▶ [Brief]
Pick out every line of the entries below where "styles" occurs, and copy those lines.
══ Given entries
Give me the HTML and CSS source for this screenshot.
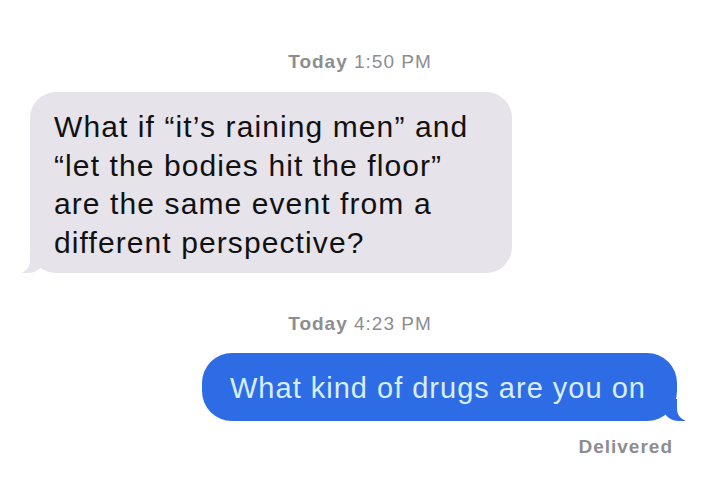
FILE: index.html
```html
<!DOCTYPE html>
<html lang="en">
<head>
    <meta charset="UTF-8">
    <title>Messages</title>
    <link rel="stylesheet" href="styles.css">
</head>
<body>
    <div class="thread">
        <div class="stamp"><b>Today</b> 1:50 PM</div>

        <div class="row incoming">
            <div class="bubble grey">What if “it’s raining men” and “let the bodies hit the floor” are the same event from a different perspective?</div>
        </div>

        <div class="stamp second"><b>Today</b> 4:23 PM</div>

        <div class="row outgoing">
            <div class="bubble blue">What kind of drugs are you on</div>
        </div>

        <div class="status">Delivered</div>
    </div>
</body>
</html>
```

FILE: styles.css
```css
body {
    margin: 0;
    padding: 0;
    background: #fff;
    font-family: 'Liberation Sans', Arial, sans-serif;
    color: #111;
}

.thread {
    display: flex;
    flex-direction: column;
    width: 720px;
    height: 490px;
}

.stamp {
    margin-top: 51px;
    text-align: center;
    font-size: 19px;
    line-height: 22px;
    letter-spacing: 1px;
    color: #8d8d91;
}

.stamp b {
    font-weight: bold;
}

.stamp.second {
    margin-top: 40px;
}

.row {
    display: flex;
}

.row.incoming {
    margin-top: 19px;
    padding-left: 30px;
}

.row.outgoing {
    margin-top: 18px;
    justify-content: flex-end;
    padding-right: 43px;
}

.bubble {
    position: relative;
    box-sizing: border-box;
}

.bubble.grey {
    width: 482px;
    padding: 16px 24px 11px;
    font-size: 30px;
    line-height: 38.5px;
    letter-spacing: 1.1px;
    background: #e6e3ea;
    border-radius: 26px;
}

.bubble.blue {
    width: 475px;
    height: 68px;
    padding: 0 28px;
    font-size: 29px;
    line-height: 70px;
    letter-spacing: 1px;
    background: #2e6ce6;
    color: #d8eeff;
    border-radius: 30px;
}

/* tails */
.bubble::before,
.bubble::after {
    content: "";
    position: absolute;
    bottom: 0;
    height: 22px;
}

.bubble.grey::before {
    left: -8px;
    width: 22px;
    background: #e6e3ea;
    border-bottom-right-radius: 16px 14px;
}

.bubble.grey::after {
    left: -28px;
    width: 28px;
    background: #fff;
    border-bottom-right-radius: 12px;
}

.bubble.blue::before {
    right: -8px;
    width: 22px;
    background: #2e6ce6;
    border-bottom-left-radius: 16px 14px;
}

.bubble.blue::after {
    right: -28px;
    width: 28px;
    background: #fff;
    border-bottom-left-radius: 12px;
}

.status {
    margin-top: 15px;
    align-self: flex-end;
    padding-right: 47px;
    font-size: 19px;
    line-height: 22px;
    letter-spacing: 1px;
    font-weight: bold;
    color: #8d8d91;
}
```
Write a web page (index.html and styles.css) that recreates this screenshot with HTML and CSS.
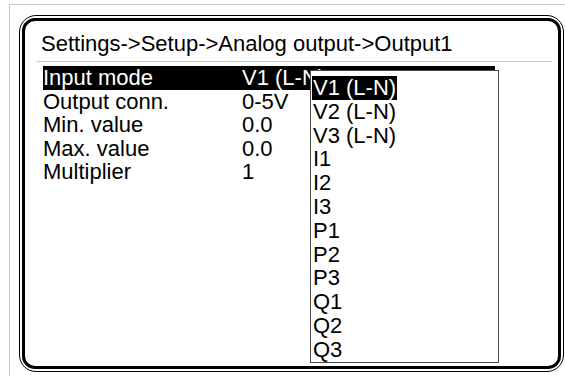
════
▶ [Solution to the exercise]
    <link rel="stylesheet" href="styles.css">
FILE: styles.css
Write a web page (index.html and styles.css) that recreates this screenshot with HTML and CSS.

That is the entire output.